Trade frictions and concerns about whether the economy is slowing down more have sent Chinese stocks into a bear market and its currency sliding past 6.6 per dollar for the first time since December. The central bank has intervened verbally to calm markets, and also increased policy support for the economy by cutting the amount of money banks have to lock away, letting them lend more.
“Authorities are supporting smaller enterprises and keeping liquidity sufficient to react to the downward pressure,” Chen said. “The trade war has hurt market sentiment, but its impact on the economy hasn’t yet materialized.”
Relations between Washington and Beijing have deteriorated, with both sides now threatening increase tariffs from early July and retaliation for the other’s actions. The two nations are promising to impose tariffs on $34 billion of each others exports from next Friday, with more to come.
Bright Spots
While that in itself may not derail the strong Chinese export picture which was seen in the first five months of 2018, the threat of further tariffs, investment restrictions and a worsening relationship with the U.S. are weighing on sentiment in China.
Adding to those woes, demand from all major export destinations has already slowed.

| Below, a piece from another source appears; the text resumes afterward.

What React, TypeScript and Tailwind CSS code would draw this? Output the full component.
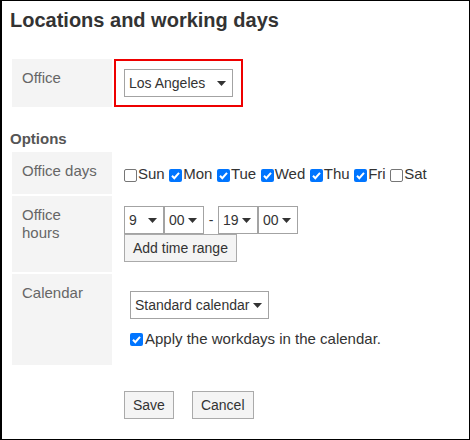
import React from 'react';

function Caret() {
  return (
    <svg width="9" height="5" viewBox="0 0 9 5" className="shrink-0">
      <polygon points="0,0 9,0 4.5,5" fill="#333" />
    </svg>
  );
}

function Select({ text, className }: { text: string; className: string }) {
  return (
    <div className={`flex h-[28px] items-center justify-between border border-[#a3a3a3] bg-white pl-[4px] pr-[6px] text-[14px] leading-[18px] ${className}`}>
      <span>{text}</span>
      <Caret />
    </div>
  );
}

function Checkbox({ checked }: { checked: boolean }) {
  if (!checked) {
    return <span className="block h-[13px] w-[13px] shrink-0 rounded-[2px] border border-[#767676] bg-white" />;
  }
  return (
    <span className="flex h-[13px] w-[13px] shrink-0 items-center justify-center rounded-[2px] bg-[#0075ff]">
      <svg width="13" height="13" viewBox="0 0 13 13">
        <path d="M3 6.8 L5.3 9.2 L10 3.8" fill="none" stroke="white" strokeWidth="2" />
      </svg>
    </span>
  );
}

function Label({ children }: { children: React.ReactNode }) {
  return (
    <div className="bg-[#f4f4f4] pl-[10px] pr-[10px] pt-[10px] text-[15px] leading-[18px] text-[#666]">
      {children}
    </div>
  );
}

const days = [
  { name: 'Sun', on: false },
  { name: 'Mon', on: true },
  { name: 'Tue', on: true },
  { name: 'Wed', on: true },
  { name: 'Thu', on: true },
  { name: 'Fri', on: true },
  { name: 'Sat', on: false },
];

export default function App() {
  return (
    <div className="h-[440px] w-[470px] border-b border-l-2 border-r border-t border-black bg-white pl-[8px] pt-[7px] font-['Liberation_Sans',Arial,sans-serif] text-[#333]">
      <h1 className="text-[20px] font-bold leading-[24px]">Locations and working days</h1>

      {/* office */}
      <div className="ml-[2px] mt-[27px] grid grid-cols-[100px_1fr] gap-x-[2px]">
        <Label>Office</Label>
        <div className="flex">
          <div className="border-2 border-[#ee0000] p-[8px]">
            <Select text="Los Angeles" className="w-[109px]" />
          </div>
        </div>
      </div>

      <h2 className="mt-[23px] text-[15px] font-bold leading-[18px] text-[#555]">Options</h2>

      <div className="ml-[2px] mr-[10px] mt-[4px] grid grid-cols-[100px_1fr] gap-[2px]">
        <Label>Office days</Label>
        <div className="flex items-center gap-[4.5px] pb-[11px] pl-[10px] pt-[13px] text-[15px] leading-[18px]">
          {days.map((d) => (
            <span key={d.name} className="flex items-center">
              <span className="mr-[1px] mt-[2px]">
                <Checkbox checked={d.on} />
              </span>
              {d.name}
            </span>
          ))}
        </div>

        <Label>Office hours</Label>
        <div className="flex flex-col items-start pb-[10px] pl-[10px] pt-[10px]">
          <div className="flex items-center">
            <Select text="9" className="w-[40px]" />
            <Select text="00" className="w-[40px]" />
            <span className="w-[14px] text-center text-[14px]">-</span>
            <Select text="19" className="w-[40px]" />
            <Select text="00" className="w-[40px]" />
          </div>
          <button className="h-[28px] border border-[#aaa] bg-[#f4f4f4] px-[8px] text-[14px] leading-[18px]">
            Add time range
          </button>
        </div>

        <Label>Calendar</Label>
        <div className="flex flex-col items-start pb-[17px] pl-[16px] pt-[17px]">
          <Select text="Standard calendar" className="w-[139px]" />
          <div className="mt-[11px] flex items-center text-[15px] leading-[18px]">
            <span className="mr-[2px] mt-[1px]">
              <Checkbox checked />
            </span>
            Apply the workdays in the calendar.
          </div>
        </div>
      </div>

      <div className="ml-[114px] mt-[26px] flex gap-[18px]">
        <button className="h-[28px] border border-[#aaa] bg-[#f4f4f4] px-[8px] text-[14px] leading-[18px]">Save</button>
        <button className="h-[28px] border border-[#aaa] bg-[#f4f4f4] px-[8px] text-[14px] leading-[18px]">Cancel</button>
      </div>
    </div>
  );
}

A weighted average of the flash PMI readings of trade partners including the U.S., the European Union and Japan point to a weakening outlook.
There are bright spots in the June data, as factory inflation holds up, underpinning industrial profits which surged more than 20 percent in April and May. Strong factory-gate price increase will help the firms pay off their debts.
The crackdown on shadow banking is taking its toll on smaller companies, as they’re not the most favored borrowers of state-run banks. Among manufacturers, small firms reported deteriorating conditions in official May data, while the reading for their big counterparts registered a robust expansion.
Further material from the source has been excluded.